WHAT THIS TASK INVOLVES: The listing below should be printed exactly, every line of it. Skip the pictures.

GIVEN DATA:

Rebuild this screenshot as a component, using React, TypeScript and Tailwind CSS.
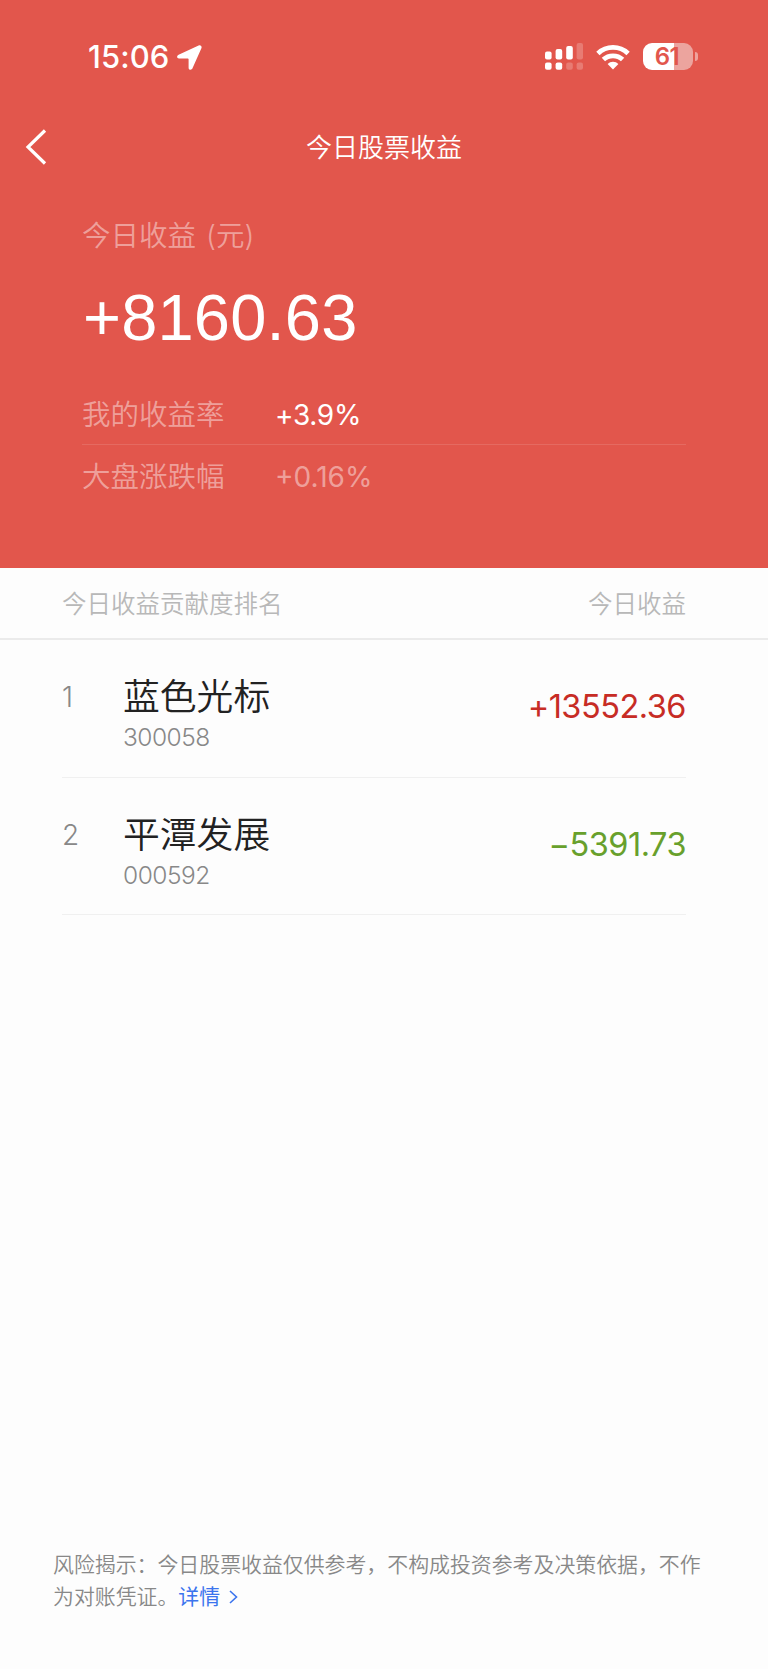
interface Holding {
  rank: number;
  name: string;
  code: string;
  profit: string;
  gain: boolean;
}

const holdings: Holding[] = [
  { rank: 1, name: '蓝色光标', code: '300058', profit: '+13552.36', gain: true },
  { rank: 2, name: '平潭发展', code: '000592', profit: '−5391.73', gain: false },
];

function SignalIcon() {
  return (
    <svg width="38" height="28" viewBox="0 0 38 28" fill="#fff">
      <rect x="0" y="8.5" width="6.6" height="8" rx="2" />
      <rect x="10.6" y="6" width="6.6" height="10.5" rx="2" />
      <rect x="21.2" y="3" width="6.6" height="13.5" rx="2" />
      <rect x="31.6" y="0" width="6.4" height="16.5" rx="2" opacity="0.22" />
      <rect x="0" y="19.5" width="6.6" height="7.2" rx="2" />
      <rect x="10.6" y="19.5" width="6.6" height="7.2" rx="2" />
      <rect x="21.2" y="19.5" width="6.6" height="7.2" rx="2" opacity="0.22" />
      <rect x="31.6" y="19.5" width="6.4" height="7.2" rx="2" opacity="0.22" />
    </svg>
  );
}

function WifiIcon() {
  return (
    <svg width="34" height="26" viewBox="0 0 34 26" fill="none" stroke="#fff" strokeWidth="4.8">
      <path d="M1.9 9.4a22 22 0 0 1 30.2 0" />
      <path d="M7.4 15.6a14 14 0 0 1 19.2 0" />
      <path d="M17 25.4l-5.4-5.4a7.6 7.6 0 0 1 10.8 0z" fill="#fff" stroke="none" />
    </svg>
  );
}

function StatusBar() {
  return (
    <div className="flex h-[107px] items-start justify-between pt-[39px] pl-[88px] pr-[70px] text-white">
      <div className="flex items-center">
        <span className="w-[83px] text-[31px] leading-[36px] font-medium tracking-[0.1px]">15:06</span>
        <svg className="ml-[6px]" width="25" height="25" viewBox="0 0 25 25" fill="#fff">
          <path d="M21.6.4 1.6 9.8C-.7 10.9-.1 13.4 2 13.4h8.4c.8 0 1.2.3 1.2 1.1V22.7c0 2.4 2.9 2.8 3.9.6l8.9-20c.8-1.9-.9-3.7-2.8-2.9z" />
        </svg>
      </div>
      <div className="flex pt-[4px]">
        <SignalIcon />
        <div className="ml-[13px] flex h-[27px] items-center">
          <WifiIcon />
        </div>
        <div className="ml-[13px] flex h-[27px] items-center">
          <div className="flex h-[27px] w-[50px] items-center justify-center rounded-[9px] bg-[linear-gradient(90deg,#fff_61%,#eca49e_61%)] pr-[2px] text-[24px] leading-none font-semibold tracking-[-0.4px] text-[#e2564c]">
            61
          </div>
          <div className="ml-[2px] h-[9px] w-[3px] rounded-r-full bg-white/45" />
        </div>
      </div>
    </div>
  );
}

function NavBar() {
  return (
    <div className="grid h-[80px] grid-cols-[80px_1fr_80px] items-center text-white">
      <svg className="ml-[25px]" width="22" height="36" viewBox="0 0 22 36" fill="none" stroke="#fff" strokeWidth="3.2">
        <path d="M20 1.5 3 18l17 16.5" />
      </svg>
      <h1 className="pt-[2px] text-center text-[26px] leading-[36px] font-[350]">今日股票收益</h1>
    </div>
  );
}

function Summary() {
  return (
    <div className="px-[82px] text-[28.5px] text-white">
      <p className="flex h-[96px] items-center pt-[2px] font-[350] text-white/45">
        今日收益<span className="ml-[10px]">(元)</span>
      </p>
      <p className="h-[110px] pt-[2px] pl-px font-['Liberation_Sans'] text-[65px] leading-[66px] tracking-[0.2px]">
        +8160.63
      </p>
      <div className="flex h-[52px] items-start border-b border-white/12 pt-[2px] leading-[40px]">
        <span className="w-[193px] font-[350] text-white/45">我的收益率</span>
        <span className="text-[28px] tracking-[-0.3px]">+3.9%</span>
      </div>
      <div className="flex h-[52px] items-end leading-[40px] text-white/45">
        <span className="w-[193px] font-[350]">大盘涨跌幅</span>
        <span className="text-[28px]">+0.16%</span>
      </div>
    </div>
  );
}

function HoldingRow({ holding }: { holding: Holding }) {
  return (
    <li className="mr-[82px] ml-[62px] flex h-[137.5px] border-b border-[#f0f0f0]">
      <span className="w-[61px] pt-[39px] text-[28px] leading-[36px] font-light text-[#888]">{holding.rank}</span>
      <div className="flex-1 pt-[33px]">
        <p className="text-[36.8px] leading-[48px] font-[350] text-[#222]">{holding.name}</p>
        <p className="text-[24.5px] leading-[32px] font-light tracking-[-0.5px] text-[#888]">{holding.code}</p>
      </div>
      <span
        className={`pt-[46px] text-[32.5px] leading-[42px] tracking-[-0.5px] ${
          holding.gain ? 'text-[#c72c25]' : 'text-[#68a02c]'
        }`}
      >
        {holding.profit}
      </span>
    </li>
  );
}

export default function App() {
  return (
    <div className="flex h-[1669px] w-[768px] flex-col bg-[#fdfdfd] font-['Inter','Noto_Sans_CJK_SC',sans-serif]">
      <header className="h-[568px] bg-[#e2564c]">
        <StatusBar />
        <NavBar />
        <Summary />
      </header>
      <div className="flex h-[72px] items-center justify-between border-b-2 border-[#ebebeb] pt-[2px] pr-[82px] pl-[62px] text-[24.5px] font-[350] text-[#b8b8b8]">
        <span>今日收益贡献度排名</span>
        <span>今日收益</span>
      </div>
      <ul>
        {holdings.map((holding) => (
          <HoldingRow key={holding.code} holding={holding} />
        ))}
      </ul>
      <footer className="mt-auto mb-[56px] ml-[53px] text-[20.9px] leading-[32px] font-[350] text-[#888]">
        <p>风险揭示：今日股票收益仅供参考，不构成投资参考及决策依据，不作</p>
        <p className="flex items-center">
          为对账凭证。
          <a className="flex items-center font-normal text-[#3b74ee]">
            详情
            <svg className="ml-[9px]" width="9" height="14" viewBox="0 0 9 14" fill="none" stroke="#3b74ee" strokeWidth="1.6">
              <path d="m1 1 6.5 6L1 13" />
            </svg>
          </a>
        </p>
      </footer>
    </div>
  );
}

TASK ANSWER:
Rebuild this screenshot as a component, using React, TypeScript and Tailwind CSS.
interface Holding {
  rank: number;
  name: string;
  code: string;
  profit: string;
  gain: boolean;
}

const holdings: Holding[] = [
  { rank: 1, name: '蓝色光标', code: '300058', profit: '+13552.36', gain: true },
  { rank: 2, name: '平潭发展', code: '000592', profit: '−5391.73', gain: false },
];

function SignalIcon() {
  return (
    <svg width="38" height="28" viewBox="0 0 38 28" fill="#fff">
      <rect x="0" y="8.5" width="6.6" height="8" rx="2" />
      <rect x="10.6" y="6" width="6.6" height="10.5" rx="2" />
      <rect x="21.2" y="3" width="6.6" height="13.5" rx="2" />
      <rect x="31.6" y="0" width="6.4" height="16.5" rx="2" opacity="0.22" />
      <rect x="0" y="19.5" width="6.6" height="7.2" rx="2" />
      <rect x="10.6" y="19.5" width="6.6" height="7.2" rx="2" />
      <rect x="21.2" y="19.5" width="6.6" height="7.2" rx="2" opacity="0.22" />
      <rect x="31.6" y="19.5" width="6.4" height="7.2" rx="2" opacity="0.22" />
    </svg>
  );
}

function WifiIcon() {
  return (
    <svg width="34" height="26" viewBox="0 0 34 26" fill="none" stroke="#fff" strokeWidth="4.8">
      <path d="M1.9 9.4a22 22 0 0 1 30.2 0" />
      <path d="M7.4 15.6a14 14 0 0 1 19.2 0" />
      <path d="M17 25.4l-5.4-5.4a7.6 7.6 0 0 1 10.8 0z" fill="#fff" stroke="none" />
    </svg>
  );
}

function StatusBar() {
  return (
    <div className="flex h-[107px] items-start justify-between pt-[39px] pl-[88px] pr-[70px] text-white">
      <div className="flex items-center">
        <span className="w-[83px] text-[31px] leading-[36px] font-medium tracking-[0.1px]">15:06</span>
        <svg className="ml-[6px]" width="25" height="25" viewBox="0 0 25 25" fill="#fff">
          <path d="M21.6.4 1.6 9.8C-.7 10.9-.1 13.4 2 13.4h8.4c.8 0 1.2.3 1.2 1.1V22.7c0 2.4 2.9 2.8 3.9.6l8.9-20c.8-1.9-.9-3.7-2.8-2.9z" />
        </svg>
      </div>
      <div className="flex pt-[4px]">
        <SignalIcon />
        <div className="ml-[13px] flex h-[27px] items-center">
          <WifiIcon />
        </div>
        <div className="ml-[13px] flex h-[27px] items-center">
          <div className="flex h-[27px] w-[50px] items-center justify-center rounded-[9px] bg-[linear-gradient(90deg,#fff_61%,#eca49e_61%)] pr-[2px] text-[24px] leading-none font-semibold tracking-[-0.4px] text-[#e2564c]">
            61
          </div>
          <div className="ml-[2px] h-[9px] w-[3px] rounded-r-full bg-white/45" />
        </div>
      </div>
    </div>
  );
}

function NavBar() {
  return (
    <div className="grid h-[80px] grid-cols-[80px_1fr_80px] items-center text-white">
      <svg className="ml-[25px]" width="22" height="36" viewBox="0 0 22 36" fill="none" stroke="#fff" strokeWidth="3.2">
        <path d="M20 1.5 3 18l17 16.5" />
      </svg>
      <h1 className="pt-[2px] text-center text-[26px] leading-[36px] font-[350]">今日股票收益</h1>
    </div>
  );
}

function Summary() {
  return (
    <div className="px-[82px] text-[28.5px] text-white">
      <p className="flex h-[96px] items-center pt-[2px] font-[350] text-white/45">
        今日收益<span className="ml-[10px]">(元)</span>
      </p>
      <p className="h-[110px] pt-[2px] pl-px font-['Liberation_Sans'] text-[65px] leading-[66px] tracking-[0.2px]">
        +8160.63
      </p>
      <div className="flex h-[52px] items-start border-b border-white/12 pt-[2px] leading-[40px]">
        <span className="w-[193px] font-[350] text-white/45">我的收益率</span>
        <span className="text-[28px] tracking-[-0.3px]">+3.9%</span>
      </div>
      <div className="flex h-[52px] items-end leading-[40px] text-white/45">
        <span className="w-[193px] font-[350]">大盘涨跌幅</span>
        <span className="text-[28px]">+0.16%</span>
      </div>
    </div>
  );
}

function HoldingRow({ holding }: { holding: Holding }) {
  return (
    <li className="mr-[82px] ml-[62px] flex h-[137.5px] border-b border-[#f0f0f0]">
      <span className="w-[61px] pt-[39px] text-[28px] leading-[36px] font-light text-[#888]">{holding.rank}</span>
      <div className="flex-1 pt-[33px]">
        <p className="text-[36.8px] leading-[48px] font-[350] text-[#222]">{holding.name}</p>
        <p className="text-[24.5px] leading-[32px] font-light tracking-[-0.5px] text-[#888]">{holding.code}</p>
      </div>
      <span
        className={`pt-[46px] text-[32.5px] leading-[42px] tracking-[-0.5px] ${
          holding.gain ? 'text-[#c72c25]' : 'text-[#68a02c]'
        }`}
      >
        {holding.profit}
      </span>
    </li>
  );
}

export default function App() {
  return (
    <div className="flex h-[1669px] w-[768px] flex-col bg-[#fdfdfd] font-['Inter','Noto_Sans_CJK_SC',sans-serif]">
      <header className="h-[568px] bg-[#e2564c]">
        <StatusBar />
        <NavBar />
        <Summary />
      </header>
      <div className="flex h-[72px] items-center justify-between border-b-2 border-[#ebebeb] pt-[2px] pr-[82px] pl-[62px] text-[24.5px] font-[350] text-[#b8b8b8]">
        <span>今日收益贡献度排名</span>
        <span>今日收益</span>
      </div>
      <ul>
        {holdings.map((holding) => (
          <HoldingRow key={holding.code} holding={holding} />
        ))}
      </ul>
      <footer className="mt-auto mb-[56px] ml-[53px] text-[20.9px] leading-[32px] font-[350] text-[#888]">
        <p>风险揭示：今日股票收益仅供参考，不构成投资参考及决策依据，不作</p>
        <p className="flex items-center">
          为对账凭证。
          <a className="flex items-center font-normal text-[#3b74ee]">
            详情
            <svg className="ml-[9px]" width="9" height="14" viewBox="0 0 9 14" fill="none" stroke="#3b74ee" strokeWidth="1.6">
              <path d="m1 1 6.5 6L1 13" />
            </svg>
          </a>
        </p>
      </footer>
    </div>
  );
}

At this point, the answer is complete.